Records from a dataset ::
────────────────────

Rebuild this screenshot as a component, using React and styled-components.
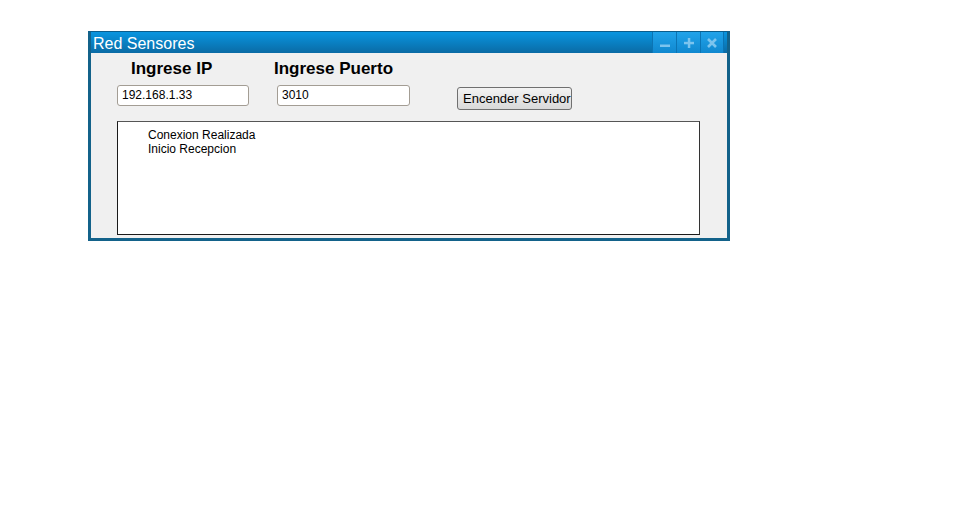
import React from "react";
import styled, { createGlobalStyle } from "styled-components";

const Global = createGlobalStyle`
  html, body { margin: 0; padding: 0; background: #ffffff; }
  body { font-family: "Liberation Sans", Arial, sans-serif; }
`;

const Page = styled.div`
  padding: 31px 0 0 88px;
`;

const Window = styled.div`
  width: 642px;
  box-sizing: border-box;
  border: 3px solid #13628a;
  border-top: 1px solid #0b5d8c;
  background: #13628a;
  display: flex;
  flex-direction: column;
`;

const TitleBar = styled.div`
  height: 21px;
  margin: 0 -3px;
  padding-left: 5px;
  display: flex;
  align-items: center;
  background: linear-gradient(#0995e0, #0a6ba5);
  box-shadow: inset 3px 0 0 #13628a, inset -3px 0 0 #13628a;
`;

const Title = styled.span`
  flex: 1;
  color: #ffffff;
  font-size: 16px;
  line-height: 21px;
  margin-top: 1px;
`;

const Controls = styled.div`
  display: flex;
  height: 21px;
  margin-right: 6px;
`;

const CtrlButton = styled.div`
  width: 24px;
  height: 21px;
  box-sizing: border-box;
  border-left: 1px solid #0b74b4;
  background: linear-gradient(#21a3ea, #1088cf);
  display: flex;
  align-items: center;
  justify-content: center;
  &:last-child { border-right: 1px solid #0b74b4; }
`;

const Content = styled.div`
  background: #f0f0f0;
  height: 185px;
  box-sizing: border-box;
  padding: 6px 0 0 26px;
  display: flex;
  flex-direction: column;
`;

const FormRow = styled.div`
  display: flex;
  align-items: flex-start;
`;

const Field = styled.div`
  display: flex;
  flex-direction: column;
  margin-right: ${(p) => p.$gap}px;
`;

const Label = styled.div`
  font-weight: bold;
  font-size: 17px;
  line-height: 20px;
  color: #000;
  margin-left: ${(p) => p.$indent}px;
  white-space: nowrap;
`;

const Input = styled.div`
  margin-top: 6px;
  margin-left: ${(p) => p.$indent}px;
  width: ${(p) => p.$w}px;
  height: 21px;
  box-sizing: border-box;
  border: 1px solid #a39d94;
  border-radius: 3px;
  background: #ffffff;
  font-size: 12px;
  line-height: 19px;
  padding-left: 4px;
  color: #000;
`;

const Button = styled.div`
  margin-top: 28px;
  width: 115px;
  height: 23px;
  box-sizing: border-box;
  border: 1px solid #707070;
  border-radius: 3px;
  background: linear-gradient(#f3f3f3, #e6e6e6 50%, #d9d9d9);
  font-size: 13px;
  line-height: 21px;
  padding-left: 5px;
  white-space: nowrap;
  overflow: hidden;
  color: #000;
`;

const LogBox = styled.div`
  margin-top: 11px;
  width: 583px;
  height: 114px;
  box-sizing: border-box;
  border: 1px solid #1a1a1a;
  border-top-color: #555;
  border-right-color: #333;
  background: #ffffff;
  padding: 6px 0 0 30px;
  font-size: 12px;
  line-height: 14px;
  color: #000;
`;

const ICON = "#7cc4ee";

const Minus = () => (
  <svg width="10" height="10" viewBox="0 0 10 10">
    <rect x="0" y="6.5" width="10" height="2.5" fill={ICON} />
  </svg>
);
const Plus = () => (
  <svg width="10" height="10" viewBox="0 0 10 10">
    <rect x="0" y="3.8" width="10" height="2.5" fill={ICON} />
    <rect x="3.8" y="0" width="2.5" height="10" fill={ICON} />
  </svg>
);
const Close = () => (
  <svg width="10" height="10" viewBox="0 0 10 10">
    <path d="M1 1 L9 9 M9 1 L1 9" stroke={ICON} strokeWidth="2.6" />
  </svg>
);

export default function App() {
  return (
    <>
      <Global />
      <Page>
        <Window>
          <TitleBar>
            <Title>Red Sensores</Title>
            <Controls>
              <CtrlButton><Minus /></CtrlButton>
              <CtrlButton><Plus /></CtrlButton>
              <CtrlButton><Close /></CtrlButton>
            </Controls>
          </TitleBar>
          <Content>
            <FormRow>
              <Field $gap={25}>
                <Label $indent={14}>Ingrese IP</Label>
                <Input $indent={0} $w={132}>192.168.1.33</Input>
              </Field>
              <Field $gap={47}>
                <Label $indent={0}>Ingrese Puerto</Label>
                <Input $indent={3} $w={133}>3010</Input>
              </Field>
              <Button>Encender Servidor</Button>
            </FormRow>
            <LogBox>
              Conexion Realizada
              <br />
              Inicio Recepcion
            </LogBox>
          </Content>
        </Window>
      </Page>
    </>
  );
}
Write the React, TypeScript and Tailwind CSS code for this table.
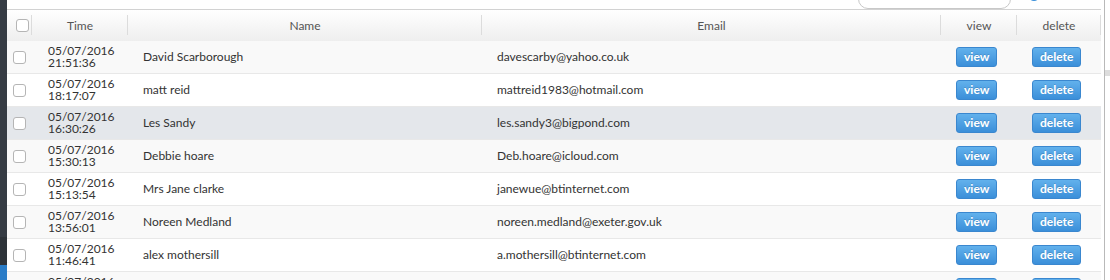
import React from "react";

const rows = [
  { d: "05/07/2016", t: "21:51:36", name: "David Scarborough", email: "davescarby@yahoo.co.uk", bg: "bg-[#f9f9f9]" },
  { d: "05/07/2016", t: "18:17:07", name: "matt reid", email: "mattreid1983@hotmail.com", bg: "bg-white" },
  { d: "05/07/2016", t: "16:30:26", name: "Les Sandy", email: "les.sandy3@bigpond.com", bg: "bg-[#e4e7eb]" },
  { d: "05/07/2016", t: "15:30:13", name: "Debbie hoare", email: "Deb.hoare@icloud.com", bg: "bg-[#f9f9f9]" },
  { d: "05/07/2016", t: "15:13:54", name: "Mrs Jane clarke", email: "janewue@btinternet.com", bg: "bg-white" },
  { d: "05/07/2016", t: "13:56:01", name: "Noreen Medland", email: "noreen.medland@exeter.gov.uk", bg: "bg-[#f9f9f9]" },
  { d: "05/07/2016", t: "11:46:41", name: "alex mothersill", email: "a.mothersill@btinternet.com", bg: "bg-white" },
  { d: "05/07/2016", t: "10:12:30", name: "", email: "", bg: "bg-[#f9f9f9]" },
];

const grid = "grid grid-cols-[25px_96px_354px_459px_76px_84px]";

function Check() {
  return <div className="w-[13px] h-[13px] rounded-[3px] border border-[#b5b5b5] bg-white ml-[6px]" />;
}

function Btn({ label }: { label: string }) {
  return (
    <div className="h-[20px] px-[7px] flex items-center rounded-[3px] border border-[#3a87cf] bg-gradient-to-b from-[#62b1ec] to-[#3b8fd9] text-white font-bold text-[12px] leading-none [text-shadow:0_-1px_0_rgba(0,0,0,0.15)]">
      {label}
    </div>
  );
}

function HeadCell({ children }: { children?: React.ReactNode }) {
  return (
    <div className="relative flex items-center justify-center text-[12px] text-[#555]">
      {children}
      <div className="absolute right-0 top-[5px] bottom-[6px] w-px bg-[#dcdcdc]" />
    </div>
  );
}

export default function App() {
  return (
    <div className="w-[1110px] h-[280px] overflow-hidden flex bg-white" style={{ fontFamily: "Lato, 'Open Sans', sans-serif" }}>
      <div className="w-[7px] flex flex-col shrink-0">
        <div className="h-[237px] shrink-0 bg-[#363c44]" />
        <div className="h-[28px] shrink-0 bg-[#2e3339]" />
        <div className="flex-1 bg-[#2a7cc7]" />
      </div>
      <div className="w-[1094px] flex flex-col shrink-0">
        <div className="h-[9px] shrink-0 overflow-hidden flex items-end bg-white">
          <div className="ml-[851px] w-[153px] h-[30px] rounded-[10px] border border-[#c8c8c8] bg-white shrink-0" />
          <div className="ml-[17px] w-[12px] h-[12px] rounded-full bg-[#3a8fd9] mb-[8px] shrink-0" />
        </div>
        <div className={`${grid} h-[32px] shrink-0 border-t border-[#d2d2d2] bg-gradient-to-b from-white to-[#eeeeee]`}>
          <HeadCell>
            <Check />
          </HeadCell>
          <HeadCell>Time</HeadCell>
          <HeadCell>Name</HeadCell>
          <HeadCell>Email</HeadCell>
          <HeadCell>view</HeadCell>
          <HeadCell>delete</HeadCell>
        </div>
        {rows.map((r, i) => (
          <div key={i} className={`${grid} h-[33px] shrink-0 border-b border-[#e8e8e8] text-[12px] text-[#333] ${r.bg}`}>
            <div className="flex items-center">
              <Check />
            </div>
            <div className="flex flex-col justify-center pl-[16px] leading-[12px]">
              <span>{r.d}</span>
              <span>{r.t}</span>
            </div>
            <div className="flex items-center pl-[15px]">{r.name}</div>
            <div className="flex items-center pl-[15px]">{r.email}</div>
            <div className="flex items-center pl-[15px]">
              <Btn label="view" />
            </div>
            <div className="flex items-center pl-[15px]">
              <Btn label="delete" />
            </div>
          </div>
        ))}
      </div>
      <div className="flex-1 flex">
        <div className="w-[3px]" />
        <div className="w-px bg-[#b9b9b9]" />
        <div className="flex-1 flex flex-col">
          <div className="h-[70px] shrink-0" />
          <div className="h-[6px] shrink-0 bg-[#dddddd]" />
        </div>
      </div>
    </div>
  );
}
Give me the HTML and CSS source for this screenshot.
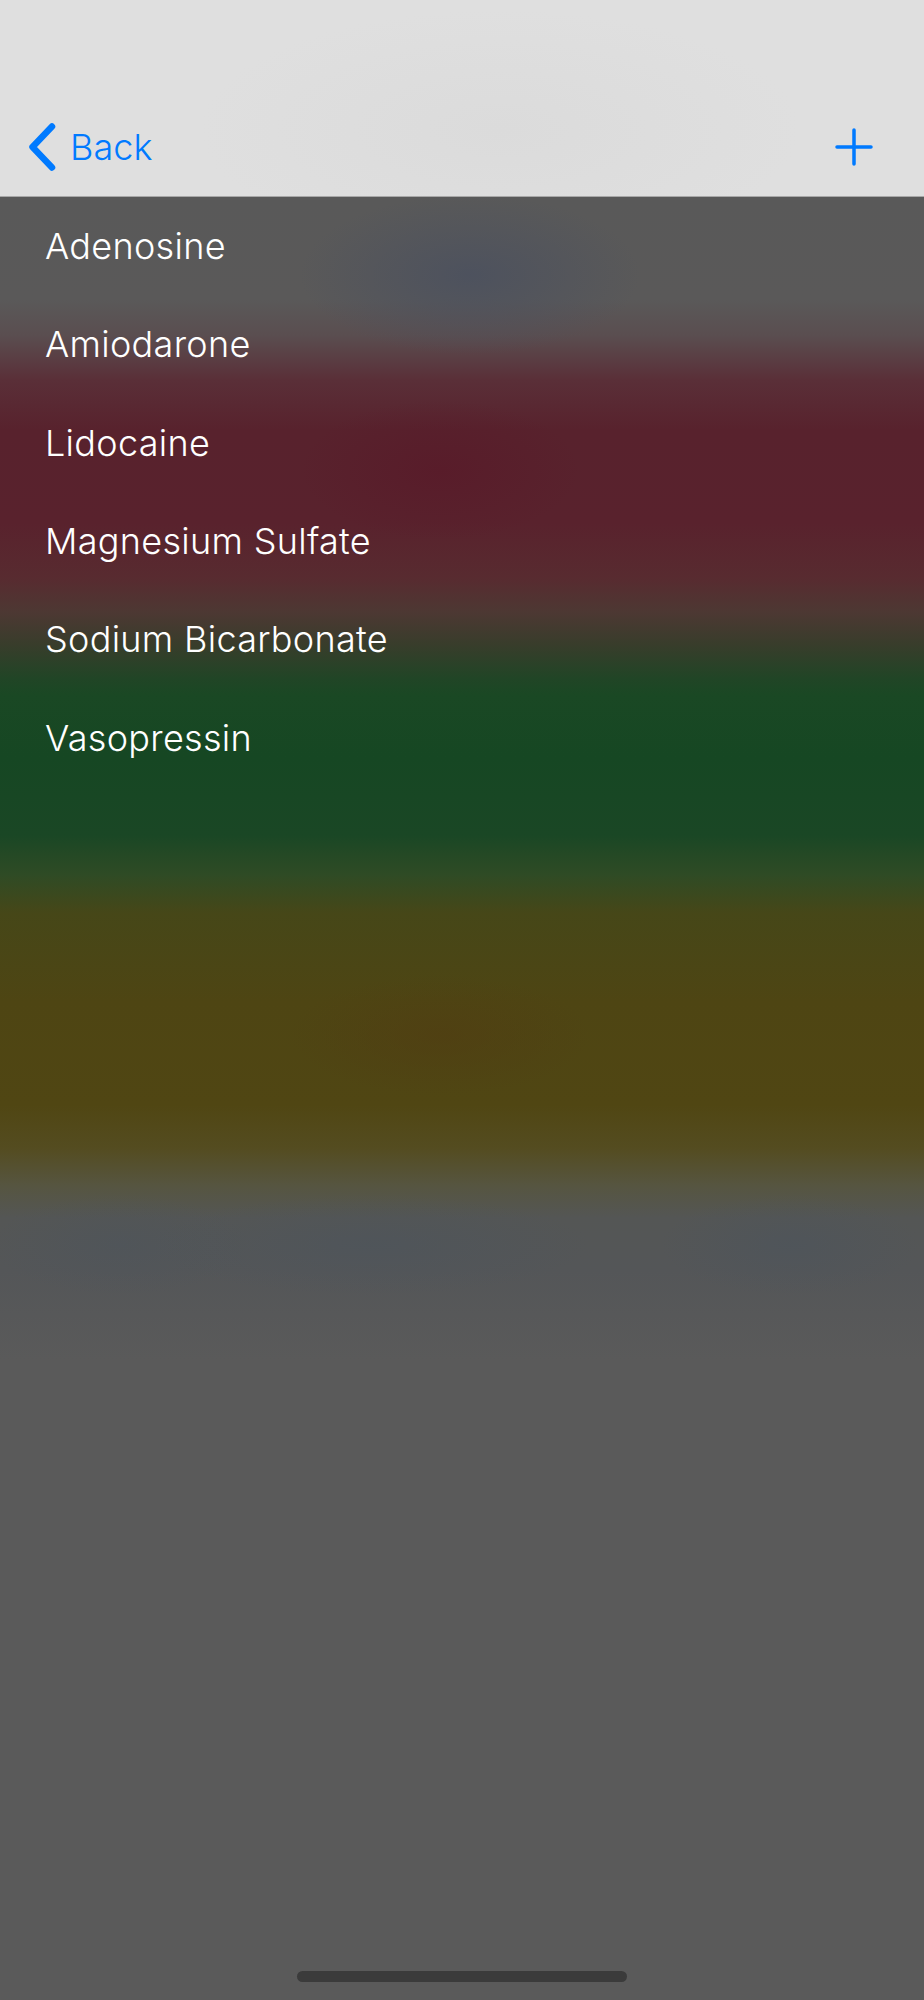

────────────────────

Report only how many lines in the listing contain the string "components".

2